Now we’ll run the following command to kickoff the Magento 2 installation:

docker-compose up setup

This will create a container from the mageinferno/magento2-setup image, create and mount a folder at ~/Sites/mysite/src (which will contain all of our Magento 2 source code and project files), create the db and dbdata images (from the defined links reference), and pass in all of those environment variables, which will in turn get passed to the bash file defined within the mageinferno/magento2-setup Docker image.

When the bash file is executed, it will start by cloning the Magento 2 git repository from GitHub and installing all of the composer dependencies. Then it will execute the ./bin/magento setup:install command which will install Magento 2 and setup our database. Then it will finish up by installing the NodeJS dependencies and running the grunt process, which will compile and build all of the necessary frontend scripts. This entire process may take a while (~30-40 minutes depending on if Composer deps are already cached), so go make some coffee and grab a bite to eat.
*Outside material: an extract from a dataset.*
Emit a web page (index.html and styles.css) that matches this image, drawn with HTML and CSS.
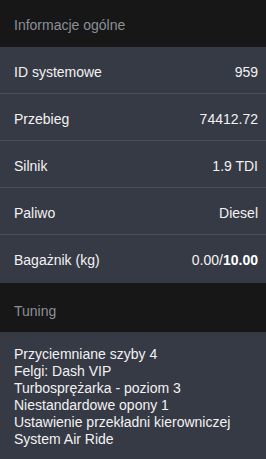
FILE: index.html
```html
<!DOCTYPE html>
<html lang="pl">
<head>
  <meta charset="UTF-8" />
  <meta name="viewport" content="width=device-width, initial-scale=1.0" />
  <title>Pojazd</title>
  <link rel="stylesheet" href="styles.css">
</head>
<body>
  <div class="panel">
    <div class="section-title">Informacje ogólne</div>
    <div class="info-row"><span>ID systemowe</span><span>959</span></div>
    <div class="info-row"><span>Przebieg</span><span>74412.72</span></div>
    <div class="info-row"><span>Silnik</span><span>1.9 TDI</span></div>
    <div class="info-row"><span>Paliwo</span><span>Diesel</span></div>
    <div class="info-row last"><span>Bagażnik (kg)</span><span>0.00/<b>10.00</b></span></div>

    <div class="section-title tuning">Tuning</div>
    <div class="tuning-list">
      <div>Przyciemniane szyby 4</div>
      <div>Felgi: Dash VIP</div>
      <div>Turbosprężarka - poziom 3</div>
      <div>Niestandardowe opony 1</div>
      <div>Ustawienie przekładni kierowniczej</div>
      <div>System Air Ride</div>
    </div>
  </div>
</body>
</html>
```

FILE: styles.css
```css
* {
  margin: 0;
  padding: 0;
  box-sizing: border-box;
  font-family: 'Liberation Sans', Arial, sans-serif;
}
body {
  background-color: #363a45;
  color: #f2f2f2;
  font-size: 14px;
  line-height: 16px;
}
.section-title {
  background: #171717;
  color: #8b8f98;
  padding: 17px 14px 14px;
}
.section-title.tuning {
  padding-top: 20px;
  padding-bottom: 13px;
}
.info-row {
  display: flex;
  justify-content: space-between;
  padding: 17px 8px 13px 14px;
  border-bottom: 1px solid #4a4e59;
}
.info-row.last {
  border-bottom: none;
  padding-bottom: 15px;
}
.info-row b {
  font-weight: bold;
  color: #ffffff;
}
.tuning-list {
  padding: 14px;
  line-height: 17px;
}
```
Once the Magento 2 setup process is all complete, we can create our Apache + PHP Docker container to view our new Magento 2 installation. The -d flag tells us to start the containers in the background and keep them running.

docker-compose up -d app

We can now visit our site at http://mysite.docker and have fun poking around our new Magento 2 installation.
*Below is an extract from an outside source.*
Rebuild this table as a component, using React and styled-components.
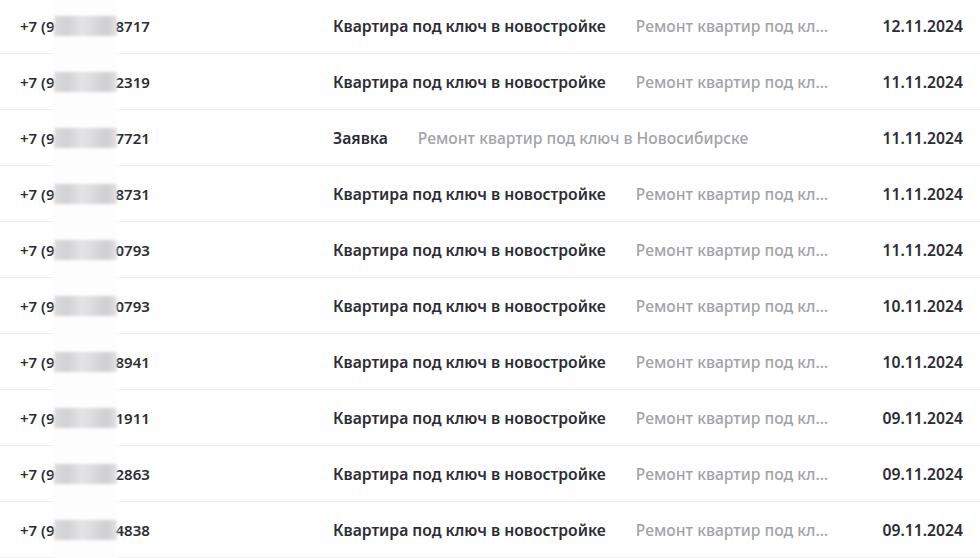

We hope this was a good intro into using Docker with Magento 2. The installation process compared to Magento 1 is much more complex, and we hope this will assist you in getting up and running quickly, while also maintaining a good synergy between development, staging and production.

Please note that the images at the time of this writing were intended mainly for development usage, and are not recommended to be run in a production environment. Feel free to modify the Dockerfile accordingly depending on your development needs, and be aware that code, development & deployment strategies will continue to change as the Magento 2 platform becomes more mature.